Wednesday, January 05, 2005

What the World is Coming to

today on npr i heard about the closing of "the last american audio tape manufacturer" (note that it is audio not data tape and it is american not world wide). i remember wanting a walkman (the tape variety) sometime when i was young. i think i did get one eventually and i actually owned like two tapes, maybe. it seems that one of them was copland's appalachian spring. this reminds me that i am approaching the category where kids would classify me as old (actually they probably already do, but i still pretend). i mean i remember renting a vcr from blockbuster when we rented a movie because we didn't own one since it was too expensive.

anyways, back to the magnetic tape. i find it fascinating that some data backup and recording is still done using magnetic tape. i wonder if magnetic tape will ever really die or if it will merely hibernate and we'll be seeing it in a similar form years from now.

2 comments:

k2h said...

to an extent the audio tape technology is still with us. the way I see the Fe solution that they put on plastic to make it hold a magnetic signal becamse the basis for first the audio tape in real to real format, then 8 track, then casette tape. we then used as far as I can tell the exact same technology in video cassette tapes, which we still have.

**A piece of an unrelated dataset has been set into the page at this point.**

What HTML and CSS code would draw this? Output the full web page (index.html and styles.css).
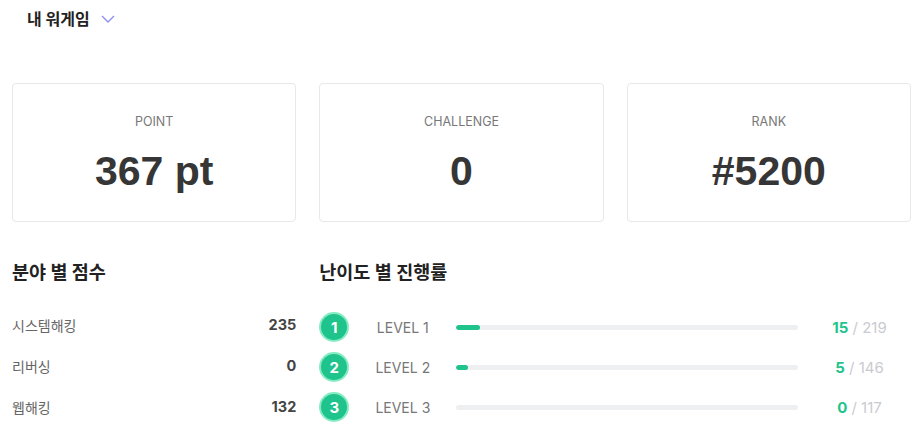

video casettes were beta, then vhs, and now we use the same basic technology in 8mm, and dat tapes. the newest video cameras use the exact same tapes, just record digital instead of analog.

so.. follow the technology with me and I think you will find that this Fe solution was probably the basis for hard drive platters. put this junk on an Al or glass disk and it becomes a hard drive. now I know with blue ray and the like there is projections of up to 200gig in the foreseable future for consumer optical disks, but magnetic disk drives still comprise the bulk of computer memory. flash memory is still too expensive and may never be as cost effective as spreading some magic goop on a piece of glass.

I think magnetic storage, in what ever form is here for a very long time. but hey.. its been 30+ years, we are due for a paradigm shift, maybe someone will get some type of cube or 3d rewritable memory perfected. wouldn't it be ironic if the next generation mass storage was indeed bassed on the same Fe goop, just implemented in a different form.

first it was put on a long sting (linear)
then it was put on a disk (circular)
now we just need a 1 inch by 1inch cube of it (cubic) and given the storage density per volume, this 1inch cube should give us terabytes...

forkev said...

agreed.
i'll wip out my iron nugget and watch a movie.